Sogar Obama hilft mit
US-Coach Jürgen Klinsmann kommt dagegen gar nicht mehr heraus aus dem Schwärmen über den Erfolg seiner Mannschaft. "Das war ein Genussmoment, sehr besonders", kommentierte Klinsmann im Anschluss. Tatsächlich schien der frühere Bundestrainer so etwas wie Sommermärchen-Stimmung zu spüren: Adrenalingeladen bis zum Maximum wirbelte der Hauptdarsteller von 2006 auch bei seinem Comeback auf der ganz großen Fußball-Bühne wieder herum wie ein nimmermüder Hamster im Laufrad.
Sein erstes WM-Spiel seit 2006, damals noch als Trainer der deutschen Nationalmannschaft, wurde gleich zu einem Erfolgserlebnis - wenngleich noch längst nicht alles klappte. Dem US-Coach war's ziemlich egal. "Das ist ein großartiger Start, wie wir ihn wollten. Dafür haben wir hart gearbeitet", sagte Klinsmann, der nach der Partie erschöpft fast den Eindruck vermittelte, als sei er selbst 90 Minuten lang in der Arena das Dunas von Natal auf- und abgerannt.
Die Unterstützung hatte schon im Vorfeld weltmeisterliche Züge - sogar von ganz oben kamen die besten Wünsche. "Auf geht's, Team USA. Zeigt der Welt, aus welchem Holz wir geschnitzt sind", bekannte US-Präsident Barack Obama in einer Videobotschaft und twitterte zugleich: "Elf auf dem Platz, mehr als 300 Millionen feuern sie an." Auch im Stadion selbst waren die Amerikaner klar in der Überzahl und sorgten für einen beeindruckenden Lärmpegel.
Endspiel für Ghana
Erst recht, als Clint Dempsey nach nur 32 Sekunden zum fünftschnellsten Treffer bei einem Fußball-Weltturnier überhaupt eingeschossen hatte. Zum entscheidenden Mann schwang sich allerdings der Berliner Bundesligaprofi John Brooks auf, der nur vier Minuten nach dem ghanaischen Ausgleich durch André Ayew (82.) die USA zum Sieg köpfte.
Das Siegtor im ersten WM-Spiel unter anderem vor den Augen von US-Vizepräsident Joe Biden trage eine "ganz besondere Note" für Brooks, stellte Klinsmann heraus. "Das ist ein großer Moment für Brooks, etwas ganz Spezielles für den Jungen. Er hat sein Talent gezeigt", lobte der Trainer.

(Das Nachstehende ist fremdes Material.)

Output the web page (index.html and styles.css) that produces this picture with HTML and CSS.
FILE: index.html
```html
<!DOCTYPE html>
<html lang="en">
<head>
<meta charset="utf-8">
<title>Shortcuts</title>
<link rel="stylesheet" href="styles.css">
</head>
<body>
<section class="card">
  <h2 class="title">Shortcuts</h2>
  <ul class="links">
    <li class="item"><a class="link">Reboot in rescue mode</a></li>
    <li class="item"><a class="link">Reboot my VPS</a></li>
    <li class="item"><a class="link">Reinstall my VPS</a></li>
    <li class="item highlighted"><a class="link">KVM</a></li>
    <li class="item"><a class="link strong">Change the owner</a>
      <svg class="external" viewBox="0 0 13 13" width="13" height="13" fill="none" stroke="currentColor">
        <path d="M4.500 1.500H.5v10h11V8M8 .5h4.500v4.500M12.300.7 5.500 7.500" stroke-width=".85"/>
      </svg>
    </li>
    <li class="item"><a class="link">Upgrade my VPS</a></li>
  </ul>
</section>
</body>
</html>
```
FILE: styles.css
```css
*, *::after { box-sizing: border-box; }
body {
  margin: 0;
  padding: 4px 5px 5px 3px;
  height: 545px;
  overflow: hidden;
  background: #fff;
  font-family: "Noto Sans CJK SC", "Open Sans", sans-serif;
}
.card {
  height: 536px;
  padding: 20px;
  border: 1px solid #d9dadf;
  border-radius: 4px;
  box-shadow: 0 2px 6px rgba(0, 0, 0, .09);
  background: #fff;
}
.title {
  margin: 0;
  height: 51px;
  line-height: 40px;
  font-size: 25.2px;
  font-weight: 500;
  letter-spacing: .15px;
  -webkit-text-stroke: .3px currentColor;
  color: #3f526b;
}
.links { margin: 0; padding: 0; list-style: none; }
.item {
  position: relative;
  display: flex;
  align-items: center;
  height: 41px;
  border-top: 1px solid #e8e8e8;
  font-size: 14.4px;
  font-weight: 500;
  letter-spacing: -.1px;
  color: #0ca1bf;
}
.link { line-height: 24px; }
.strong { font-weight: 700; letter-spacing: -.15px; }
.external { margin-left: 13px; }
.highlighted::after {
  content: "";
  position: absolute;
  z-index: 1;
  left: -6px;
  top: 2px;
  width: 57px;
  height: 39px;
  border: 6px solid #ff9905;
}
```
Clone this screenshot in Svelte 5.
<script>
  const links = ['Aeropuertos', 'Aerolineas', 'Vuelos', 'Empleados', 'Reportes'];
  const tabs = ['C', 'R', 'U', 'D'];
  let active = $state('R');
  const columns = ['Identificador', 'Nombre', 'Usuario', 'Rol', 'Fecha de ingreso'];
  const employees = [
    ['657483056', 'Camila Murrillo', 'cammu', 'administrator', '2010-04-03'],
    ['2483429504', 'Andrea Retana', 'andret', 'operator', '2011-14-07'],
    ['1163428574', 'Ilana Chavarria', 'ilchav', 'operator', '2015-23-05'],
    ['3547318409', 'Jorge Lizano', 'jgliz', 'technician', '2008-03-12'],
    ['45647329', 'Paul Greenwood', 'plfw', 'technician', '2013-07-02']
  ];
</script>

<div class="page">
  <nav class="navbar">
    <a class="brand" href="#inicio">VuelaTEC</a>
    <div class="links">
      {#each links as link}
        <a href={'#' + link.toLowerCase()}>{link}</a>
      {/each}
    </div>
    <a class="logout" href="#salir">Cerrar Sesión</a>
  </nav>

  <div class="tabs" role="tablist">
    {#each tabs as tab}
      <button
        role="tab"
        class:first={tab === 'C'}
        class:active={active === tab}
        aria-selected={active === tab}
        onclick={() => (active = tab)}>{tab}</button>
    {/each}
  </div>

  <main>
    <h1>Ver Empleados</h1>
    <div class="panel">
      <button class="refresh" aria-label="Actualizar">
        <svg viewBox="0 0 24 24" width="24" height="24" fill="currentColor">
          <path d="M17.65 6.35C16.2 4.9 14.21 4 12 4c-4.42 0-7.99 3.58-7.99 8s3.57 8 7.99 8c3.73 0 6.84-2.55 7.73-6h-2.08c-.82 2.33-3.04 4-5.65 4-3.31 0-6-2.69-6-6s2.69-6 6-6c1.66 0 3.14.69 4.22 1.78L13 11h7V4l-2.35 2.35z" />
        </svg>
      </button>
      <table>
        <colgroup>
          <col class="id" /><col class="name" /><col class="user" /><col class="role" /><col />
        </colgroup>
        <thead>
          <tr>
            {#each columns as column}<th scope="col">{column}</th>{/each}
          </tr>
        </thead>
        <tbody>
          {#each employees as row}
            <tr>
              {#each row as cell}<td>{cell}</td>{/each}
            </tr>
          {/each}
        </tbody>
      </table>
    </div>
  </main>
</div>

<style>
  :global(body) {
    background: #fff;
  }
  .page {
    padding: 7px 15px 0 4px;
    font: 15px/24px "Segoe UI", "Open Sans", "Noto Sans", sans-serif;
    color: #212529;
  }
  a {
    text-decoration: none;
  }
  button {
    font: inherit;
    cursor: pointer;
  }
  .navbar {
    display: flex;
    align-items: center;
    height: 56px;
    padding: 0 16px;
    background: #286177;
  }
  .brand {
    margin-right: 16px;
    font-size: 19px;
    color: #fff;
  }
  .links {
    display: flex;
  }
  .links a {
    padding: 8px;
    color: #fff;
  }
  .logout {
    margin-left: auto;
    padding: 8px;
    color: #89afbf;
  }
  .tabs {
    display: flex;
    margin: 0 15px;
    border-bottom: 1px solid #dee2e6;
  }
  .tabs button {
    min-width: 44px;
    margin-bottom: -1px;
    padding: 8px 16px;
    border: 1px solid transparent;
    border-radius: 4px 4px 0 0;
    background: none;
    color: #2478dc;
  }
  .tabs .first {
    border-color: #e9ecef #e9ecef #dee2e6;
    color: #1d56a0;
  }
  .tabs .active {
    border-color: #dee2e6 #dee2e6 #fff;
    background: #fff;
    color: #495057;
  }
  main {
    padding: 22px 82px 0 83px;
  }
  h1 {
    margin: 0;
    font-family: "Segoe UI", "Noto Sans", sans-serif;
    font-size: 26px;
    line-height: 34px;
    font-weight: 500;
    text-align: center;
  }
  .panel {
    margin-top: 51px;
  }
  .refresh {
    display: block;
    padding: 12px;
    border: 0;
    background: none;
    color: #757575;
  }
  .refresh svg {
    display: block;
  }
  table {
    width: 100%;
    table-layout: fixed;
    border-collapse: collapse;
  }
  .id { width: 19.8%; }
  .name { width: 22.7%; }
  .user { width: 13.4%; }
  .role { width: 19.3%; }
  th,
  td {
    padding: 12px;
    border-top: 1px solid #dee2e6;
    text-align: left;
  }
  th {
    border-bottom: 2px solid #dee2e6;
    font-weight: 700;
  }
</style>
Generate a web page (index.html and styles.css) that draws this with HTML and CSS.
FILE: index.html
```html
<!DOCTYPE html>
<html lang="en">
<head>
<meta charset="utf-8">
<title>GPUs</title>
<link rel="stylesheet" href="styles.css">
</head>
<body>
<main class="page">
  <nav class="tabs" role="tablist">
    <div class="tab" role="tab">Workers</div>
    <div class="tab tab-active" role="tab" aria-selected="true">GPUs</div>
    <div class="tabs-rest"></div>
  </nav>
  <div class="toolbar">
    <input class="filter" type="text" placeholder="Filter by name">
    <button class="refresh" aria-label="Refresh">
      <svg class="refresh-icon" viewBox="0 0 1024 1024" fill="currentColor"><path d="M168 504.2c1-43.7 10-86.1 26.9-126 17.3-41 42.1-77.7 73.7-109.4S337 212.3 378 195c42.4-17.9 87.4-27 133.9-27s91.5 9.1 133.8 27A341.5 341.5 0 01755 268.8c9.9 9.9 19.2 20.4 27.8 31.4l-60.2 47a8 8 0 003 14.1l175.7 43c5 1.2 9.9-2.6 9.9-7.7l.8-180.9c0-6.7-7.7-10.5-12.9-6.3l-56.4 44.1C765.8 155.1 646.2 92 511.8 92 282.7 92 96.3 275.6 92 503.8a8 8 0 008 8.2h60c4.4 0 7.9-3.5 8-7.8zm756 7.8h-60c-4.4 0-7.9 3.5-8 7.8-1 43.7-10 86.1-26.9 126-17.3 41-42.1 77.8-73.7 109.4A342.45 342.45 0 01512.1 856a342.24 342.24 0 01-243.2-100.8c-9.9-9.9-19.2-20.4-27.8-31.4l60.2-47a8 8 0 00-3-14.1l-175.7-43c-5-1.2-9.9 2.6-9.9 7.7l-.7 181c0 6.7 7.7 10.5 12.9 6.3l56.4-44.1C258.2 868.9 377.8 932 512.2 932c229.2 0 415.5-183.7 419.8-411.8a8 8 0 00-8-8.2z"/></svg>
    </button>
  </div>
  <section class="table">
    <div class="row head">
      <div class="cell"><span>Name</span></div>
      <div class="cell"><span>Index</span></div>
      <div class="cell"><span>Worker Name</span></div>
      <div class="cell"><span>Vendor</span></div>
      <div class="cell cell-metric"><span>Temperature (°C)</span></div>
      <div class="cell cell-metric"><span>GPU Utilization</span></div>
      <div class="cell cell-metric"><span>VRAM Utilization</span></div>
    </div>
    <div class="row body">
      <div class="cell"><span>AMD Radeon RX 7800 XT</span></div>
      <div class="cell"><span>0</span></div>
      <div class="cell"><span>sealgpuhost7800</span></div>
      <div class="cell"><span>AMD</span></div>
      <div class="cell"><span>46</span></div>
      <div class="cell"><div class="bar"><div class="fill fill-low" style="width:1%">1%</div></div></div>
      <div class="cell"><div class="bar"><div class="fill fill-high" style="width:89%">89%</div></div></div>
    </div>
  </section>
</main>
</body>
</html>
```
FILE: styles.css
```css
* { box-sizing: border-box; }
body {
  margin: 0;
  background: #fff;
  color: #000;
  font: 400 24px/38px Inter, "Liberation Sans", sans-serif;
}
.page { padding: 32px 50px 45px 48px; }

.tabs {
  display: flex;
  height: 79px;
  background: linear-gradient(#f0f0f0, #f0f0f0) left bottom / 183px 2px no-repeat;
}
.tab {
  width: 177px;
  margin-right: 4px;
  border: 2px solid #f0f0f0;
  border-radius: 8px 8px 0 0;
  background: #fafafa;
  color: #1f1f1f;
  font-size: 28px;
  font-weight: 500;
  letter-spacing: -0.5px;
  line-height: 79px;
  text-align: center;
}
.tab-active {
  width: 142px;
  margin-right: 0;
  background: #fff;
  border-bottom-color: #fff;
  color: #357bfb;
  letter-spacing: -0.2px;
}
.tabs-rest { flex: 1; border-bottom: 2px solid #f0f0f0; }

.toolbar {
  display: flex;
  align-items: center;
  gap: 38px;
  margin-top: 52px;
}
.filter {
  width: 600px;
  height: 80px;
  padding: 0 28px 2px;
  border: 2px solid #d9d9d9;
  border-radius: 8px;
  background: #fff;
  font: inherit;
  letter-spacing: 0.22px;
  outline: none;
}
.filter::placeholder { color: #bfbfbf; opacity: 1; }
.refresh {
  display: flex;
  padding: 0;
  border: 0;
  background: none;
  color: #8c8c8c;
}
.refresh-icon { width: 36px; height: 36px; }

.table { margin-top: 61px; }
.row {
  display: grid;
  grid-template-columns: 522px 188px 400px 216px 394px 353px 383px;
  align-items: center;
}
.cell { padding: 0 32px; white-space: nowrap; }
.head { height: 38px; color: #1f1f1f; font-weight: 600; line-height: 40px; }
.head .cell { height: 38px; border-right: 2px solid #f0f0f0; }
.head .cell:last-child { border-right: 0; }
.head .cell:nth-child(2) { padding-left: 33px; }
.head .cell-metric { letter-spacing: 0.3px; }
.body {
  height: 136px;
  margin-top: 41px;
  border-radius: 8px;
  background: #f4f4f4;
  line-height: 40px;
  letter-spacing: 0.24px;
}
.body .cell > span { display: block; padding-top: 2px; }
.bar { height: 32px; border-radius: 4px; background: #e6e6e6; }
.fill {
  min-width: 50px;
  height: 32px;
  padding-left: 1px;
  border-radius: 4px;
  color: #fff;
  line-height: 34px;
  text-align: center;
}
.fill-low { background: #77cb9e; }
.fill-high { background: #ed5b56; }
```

Gegen Portugal könnten die US-Amerikaner am kommenden Sonntag im Optimalfall schon den Achtelfinal-Einzug klarmachen. "Aber sie werden nach dem 0:4 gegen Deutschland noch gefährlicher sein als zuvor", warnte Klinsmann. Am Samstag schon kommt es dagegen zum Duell Ghanas mit Deutschland. Und für Ghana geht es dann schon ums nackte Überleben, es droht das vorzeitige Aus. "Wir wissen, dass wir jetzt gewinnen müssen, und wir wissen auch, dass es keine einfache Aufgabe wird gegen Deutschland. Aber wir werden uns dafür vorbereiten und probieren, wieder alles zu geben", sagte Boateng.